As we visited some of the many cemeteries and I saw the thousands of markers, I got some small sense of the enormity of the loss of life during both wars. I was extremely surprised at the number of markers that do not have a name on them. These soldiers made the extreme sacrifice and yet are not identified, being only “Known unto God”.
The fact that millions of tons of ammunition were used during The Great War is verified by the fact that after one hundred years, one can still find metal projectile fragments during a ten minute search of a farmers field.
I was impressed by the appreciation expressed by the people of France even after all the years that have passed. They put great effort into educating each new generation so that the sacrifices of all soldiers will not be forgotten.
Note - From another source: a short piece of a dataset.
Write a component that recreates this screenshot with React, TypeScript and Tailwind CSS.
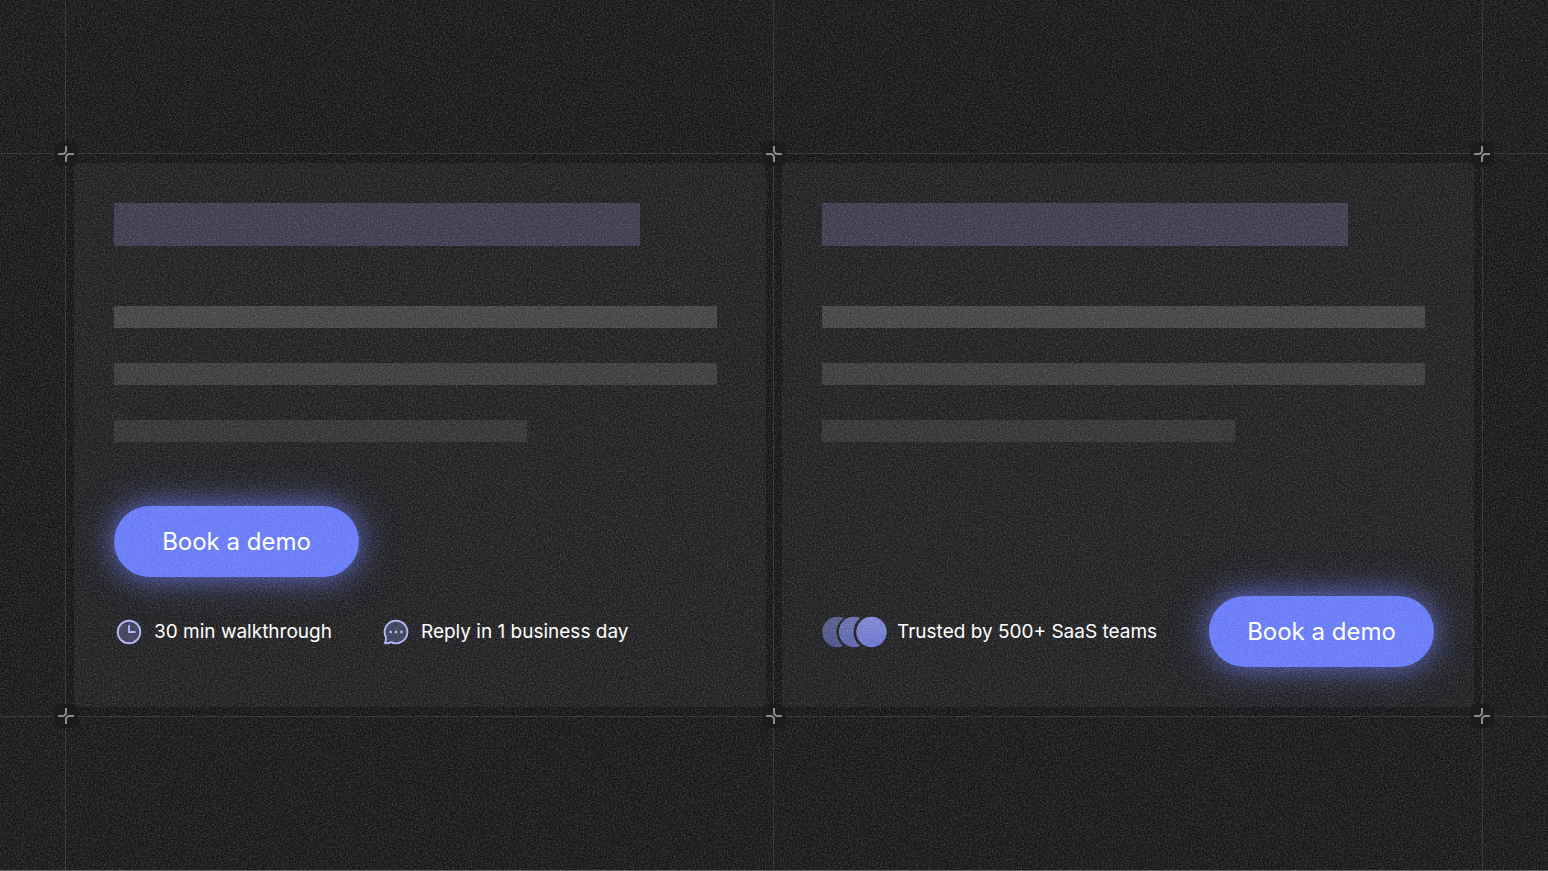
import type { ReactNode } from "react";

type Turn = "left" | "right";

function Cross({ turn, className }: { turn: Turn; className: string }) {
  return (
    <span
      aria-hidden="true"
      className={`absolute z-30 flex size-6 items-center justify-center rounded-md bg-[#1c1c1e] ${className}`}
    >
      <svg
        viewBox="0 0 16 16"
        fill="none"
        stroke="#8a8a8c"
        strokeWidth="2"
        className={turn === "right" ? "size-4 -scale-x-100" : "size-4"}
      >
        <path d="M0 8H5.2Q7.4 7.4 8 5.2V0" />
        <path d="M16 8H10.8Q8.6 8.6 8 10.8V16" />
      </svg>
    </span>
  );
}

function Grain() {
  return (
    <svg aria-hidden="true" className="pointer-events-none fixed inset-0 z-20 h-full w-full">
      <filter id="grain" x="0" y="0" width="100%" height="100%" colorInterpolationFilters="sRGB">
        <feTurbulence type="fractalNoise" baseFrequency="0.66" numOctaves="3" seed="4" />
        <feColorMatrix values="0 0 0 0 0.96  0 0 0 0 0.96  0 0 0 0 1  0.35 0 0 0 -0.12" />
      </filter>
      <rect width="100%" height="100%" filter="url(#grain)" />
    </svg>
  );
}

function ClockIcon() {
  return (
    <svg aria-hidden="true" viewBox="0 0 26 26" fill="none" className="size-[26px] shrink-0">
      <circle cx="13" cy="13" r="11.3" fill="#3d4059" stroke="#adb4f5" strokeWidth="1.9" />
      <path d="M13 6.2V13H19.6" stroke="#adb4f5" strokeWidth="1.9" />
    </svg>
  );
}

function ChatIcon() {
  return (
    <svg aria-hidden="true" viewBox="0 0 26 26" fill="none" className="size-[26px] shrink-0">
      <path
        d="M13 1.7A11.3 11.3 0 1 1 8 23.1C6.3 24.2 4 24.5 1.8 24.1C2.8 22.6 3.4 20.9 2.8 18A11.3 11.3 0 0 1 13 1.7Z"
        fill="#3d4059"
        stroke="#adb4f5"
        strokeWidth="1.9"
        strokeLinejoin="round"
      />
      <path d="M6.4 11.8h2.4v2.4H6.4zM11.8 11.8h2.4v2.4h-2.4zM17.2 11.8h2.4v2.4h-2.4z" fill="#adb4f5" />
    </svg>
  );
}

function AvatarStack() {
  return (
    <svg aria-hidden="true" viewBox="0 0 65 32" className="h-8 w-[65px] shrink-0">
      <defs>
        <linearGradient id="avatar" x1="0" y1="0" x2="0" y2="1">
          <stop offset="0" stopColor="#7d87cf" />
          <stop offset="1" stopColor="#6873ce" />
        </linearGradient>
        <mask id="cut-first">
          <rect width="65" height="32" fill="white" />
          <circle cx="32" cy="16" r="17.5" fill="black" />
        </mask>
        <mask id="cut-second">
          <rect width="65" height="32" fill="white" />
          <circle cx="49.5" cy="16" r="18" fill="black" />
        </mask>
      </defs>
      <circle cx="15.5" cy="16" r="15.2" fill="url(#avatar)" opacity="0.6" mask="url(#cut-first)" />
      <circle cx="32" cy="16" r="15.2" fill="url(#avatar)" opacity="0.8" mask="url(#cut-second)" />
      <circle cx="49.5" cy="16" r="15.2" fill="url(#avatar)" />
    </svg>
  );
}

function DemoButton({ className }: { className: string }) {
  return (
    <button
      type="button"
      className={`h-[71px] shrink-0 cursor-pointer whitespace-nowrap rounded-full bg-[#667af8] text-2xl leading-8 text-white shadow-[0_0_40px_rgba(107,124,250,0.4),0_0_26px_rgba(107,124,250,0.55)] ${className}`}
    >
      Book a demo
    </button>
  );
}

function Note({ icon, children }: { icon: ReactNode; children: ReactNode }) {
  return (
    <div className="flex items-center gap-3">
      {icon}
      <span className="whitespace-nowrap text-[19px] leading-6 text-white">{children}</span>
    </div>
  );
}

function Card({ children }: { children: ReactNode }) {
  return (
    <article className="flex min-h-[544px] flex-col bg-[#1f1f21] p-10">
      <div className="h-[43px] w-[86%] bg-[#3c3a4d]" />
      <div className="mt-[60px] flex flex-col gap-[35px]">
        <div className="h-[22px] w-[98.5%] bg-[#424243]" />
        <div className="h-[22px] w-[98.5%] bg-[#3a3a3b]" />
        <div className="h-[22px] w-[67.5%] bg-[#323233]" />
      </div>
      {children}
    </article>
  );
}

export default function App() {
  return (
    <main className="flex min-h-screen flex-col border-b border-[#5c585a] bg-[#161618] font-['Inter',sans-serif]">
      <div className="mx-[65px] grid h-[153px] grid-cols-2 border-x border-[#303032]">
        <div className="border-r border-[#303032]" />
      </div>

      <section className="border-y border-[#303032] px-[65px]">
        <div className="relative grid grid-cols-2 border-x border-[#303032] bg-[#131315]">
          <div className="border-r border-[#303032] py-[9px] pr-[7px] pl-2">
            <Card>
              <DemoButton className="mt-16 w-[245px] self-start" />
              <div className="mt-[42px] ml-[2px] flex flex-wrap gap-x-[51px] gap-y-4">
                <Note icon={<ClockIcon />}>30 min walkthrough</Note>
                <Note icon={<ChatIcon />}>Reply in 1 business day</Note>
              </div>
            </Card>
          </div>
          <div className="px-2 py-[9px]">
            <Card>
              <div className="mt-auto flex items-center justify-between gap-4">
                <div className="flex items-center gap-[10px]">
                  <AvatarStack />
                  <span className="whitespace-nowrap text-[19px] leading-6 text-white">
                    Trusted by 500+ SaaS teams
                  </span>
                </div>
                <DemoButton className="w-[225px]" />
              </div>
            </Card>
          </div>

          <Cross turn="left" className="-top-3 -left-3" />
          <Cross turn="right" className="-top-3 left-1/2 -translate-x-1/2" />
          <Cross turn="left" className="-top-3 -right-3" />
          <Cross turn="left" className="-bottom-3 -left-3" />
          <Cross turn="right" className="-bottom-3 left-1/2 -translate-x-1/2" />
          <Cross turn="left" className="-right-3 -bottom-3" />
        </div>
      </section>

      <div className="mx-[65px] grid flex-1 grid-cols-2 border-x border-[#303032]">
        <div className="border-r border-[#303032]" />
      </div>
      <Grain />
    </main>
  );
}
It has been a great experience to not only attend the Vimy 100 ceremony, but to visit the many cemeteries, museums, memorials and battle sites. I am very grateful to have had the opportunity and I now have a much better understanding of the wars in France. I picked up isolated bits of information over the years, but this trip certainly helped to put everything into perspective.
Captain Tom Watters
My trip to Vimy for me was what I like to call a life moment, one of those life changing events that stay with you forever, standing at the Vimy memorial on April 9th 2017 marking the 100th anniversary became one of those moments. During the ceremony I could not help but think of all of those who fought and died so far from home. Who lived under such horrific conditions but still persevered, what courage! I have served for now 41 years in Canada and Europe and I am fortunate to never have had to fire a shot in anger . How so very lucky am I! . Standing in that place of honour I could not help but feel their presence all around me and I hope that they take great comfort in the knowledge that I have not forgotten them but remember them always for their courage and sacrifice for us all.
We stand on the shoulders of giants, god bless them all, Ubique!